Jim: That's the same-- It's a subdivision of that question you asked, are bees aware? It's not a coordinated effort, but it looks like it. Apparently, individual bees make individual decisions that benefit their individual situation. It's really difficult to describe it any other way than that. There's not a cadre of bees overseeing everything, monitoring everything, checking everything, giving instructions to others. For the most part, bees seem to do what's best suited for them. There are stimuli, Will, from pheromones, from brood and feed, and stores and propolis. There's certainly stimuli that may make them have an idea, but for the most part, it's individual bees having individual ideas. It's a team effort that doesn't have really a team leader.
Will: In terms of that small hive we've got back there, what's next from a beekeeping standpoint?

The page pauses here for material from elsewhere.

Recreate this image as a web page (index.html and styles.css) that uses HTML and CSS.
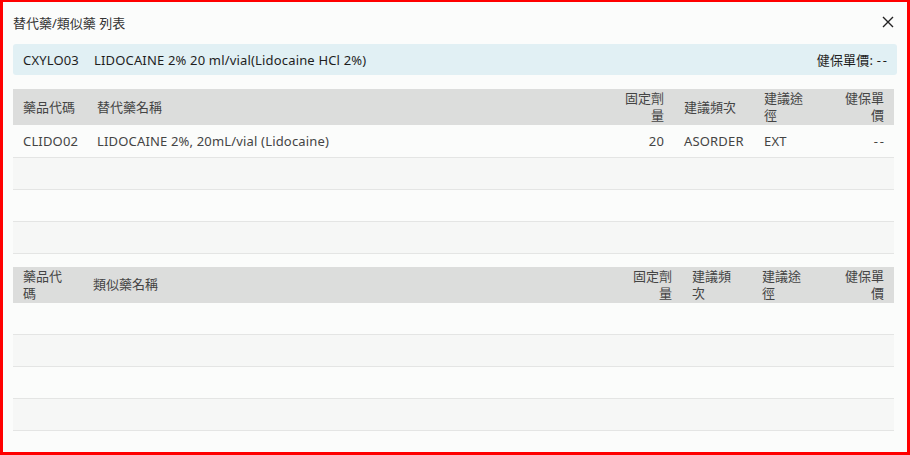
FILE: index.html
```html
<!DOCTYPE html>
<html lang="zh-Hant">
<head>
<meta charset="utf-8">
<title>替代藥/類似藥 列表</title>
<link rel="stylesheet" href="styles.css">
</head>
<body>
<div class="modal">
  <div class="modal-head">
    <span class="title">替代藥/類似藥 列表</span>
    <button class="close" aria-label="close">
      <svg width="12" height="12" viewBox="0 0 12 12"><path d="M1 1 L11 11 M11 1 L1 11" stroke="#222" stroke-width="1.4" fill="none"/></svg>
    </button>
  </div>
  <div class="info">
    <span class="code">CXYLO03</span>
    <span class="name">LIDOCAINE 2% 20 ml/vial(Lidocaine HCl 2%)</span>
    <span class="price">健保單價: <span class="dash">--</span></span>
  </div>

  <table class="grid grid-sub">
    <colgroup>
      <col class="c-code"><col><col class="c-dose"><col class="c-freq"><col class="c-route"><col class="c-price">
    </colgroup>
    <thead>
      <tr>
        <th>藥品代碼</th><th>替代藥名稱</th><th class="num">固定劑量</th><th>建議頻次</th><th>建議途徑</th><th class="num wide">健保單價</th>
      </tr>
    </thead>
    <tbody>
      <tr><td>CLIDO02</td><td>LIDOCAINE 2%, 20mL/vial (Lidocaine)</td><td class="num">20</td><td>ASORDER</td><td>EXT</td><td class="num"><span class="dash">--</span></td></tr>
      <tr><td></td><td></td><td></td><td></td><td></td><td></td></tr>
      <tr><td></td><td></td><td></td><td></td><td></td><td></td></tr>
      <tr><td></td><td></td><td></td><td></td><td></td><td></td></tr>
    </tbody>
  </table>

  <table class="grid grid-sim">
    <colgroup>
      <col class="c-code"><col><col class="c-dose"><col class="c-freq"><col class="c-route"><col class="c-price">
    </colgroup>
    <thead>
      <tr>
        <th>藥品代碼</th><th>類似藥名稱</th><th class="num">固定劑量</th><th>建議頻次</th><th>建議途徑</th><th class="num wide">健保單價</th>
      </tr>
    </thead>
    <tbody>
      <tr><td></td><td></td><td></td><td></td><td></td><td></td></tr>
      <tr><td></td><td></td><td></td><td></td><td></td><td></td></tr>
      <tr><td></td><td></td><td></td><td></td><td></td><td></td></tr>
      <tr><td></td><td></td><td></td><td></td><td></td><td></td></tr>
    </tbody>
  </table>
</div>
</body>
</html>
```

FILE: styles.css
```css
* { box-sizing: border-box; }
html, body { margin: 0; padding: 0; }
body {
  font-family: "Noto Sans", "Noto Sans CJK TC", sans-serif;
  font-size: 13px;
  color: #444;
  background: #fbfcfb;
}
.modal {
  width: 910px;
  height: 455px;
  border-style: solid;
  border-color: #ff0000;
  border-width: 2px 3px 3px 3px;
  padding: 0 10px;
  background: #fbfcfb;
  overflow: hidden;
}
.modal-head {
  height: 40px;
  display: flex;
  align-items: center;
  justify-content: space-between;
  margin-bottom: 2px;
}
.title {
  font-size: 13px;
  color: #333;
}
.close {
  border: 0;
  background: none;
  padding: 0;
  margin-right: 3px;
  width: 12px;
  height: 12px;
  display: flex;
}
.info {
  height: 31px;
  display: flex;
  align-items: center;
  padding: 0 10px;
  background: #e1f0f4;
  border-radius: 3px;
  color: #1e1e1e;
  letter-spacing: 0.17px;
  white-space: nowrap;
}
.info .code { margin-right: 15px; }
.info .price { margin-left: auto; }
.dash { letter-spacing: 2px; margin-right: -2px; }

.grid {
  width: 881px;
  border-collapse: collapse;
  table-layout: fixed;
  margin-top: 14px;
}
.grid-sim { margin-top: 13px; }
.grid th {
  background: #dcdddc;
  font-weight: normal;
  text-align: left;
  color: #444;
  height: 36px;
  line-height: 17px;
  padding: 1px 10px;
  vertical-align: middle;
}
.grid td {
  height: 32px;
  padding: 0 10px;
  border-bottom: 1px solid #e4e5e4;
  color: #444;
  white-space: nowrap;
  letter-spacing: 0.17px;
}
.grid tbody tr:nth-child(even) td { background: #f6f7f6; }
.grid .num { text-align: right; }
.grid th.wide { padding-left: 20px; }

.grid-sub .c-code { width: 74px; }
.grid-sub .c-dose { width: 60px; }
.grid-sub .c-freq { width: 80px; }
.grid-sub .c-route { width: 65px; }
.grid-sub .c-price { width: 75px; }

.grid-sim .c-code { width: 70px; }
.grid-sim .c-dose { width: 60px; }
.grid-sim .c-freq { width: 70px; }
.grid-sim .c-route { width: 71px; }
.grid-sim .c-price { width: 71px; }
```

Jim: The thing next for that small hive if I were a competent beekeeper, is to transfer it to 10 frames. Probably give it 5 more frames of honey. I need to check the mite load and see what I can do to knock the mites down even though it's late to be doing that. Will, I'd like to add some insulation to it. The insulation isn't critical according to Anne Fry. I liked her comment in several podcasts ago that she could still do insulating activities next spring, late next winter, early next spring because right now, their brew population is declining and they're not trying to maintain all that much. Right now, if I had to really give something top priority is to give that colony more stores and give it some insulations to see if we can help it get through the winter.
I got to cut you off, buddy. I could talk to you the rest of the day, but we're winding down. Going to keep it about 20 minutes or so here and we are over time. Will, I enjoy talking to you. I hope you'll do it again sometime.
Will: I appreciate you having me on again. It was good to be back. Thanks to listeners for the support. Good to be here. Hopefully, I'll return soon, so you might hear from me again.
Jim: Well, I hope so. I can't add anything to that. Nice job, Will.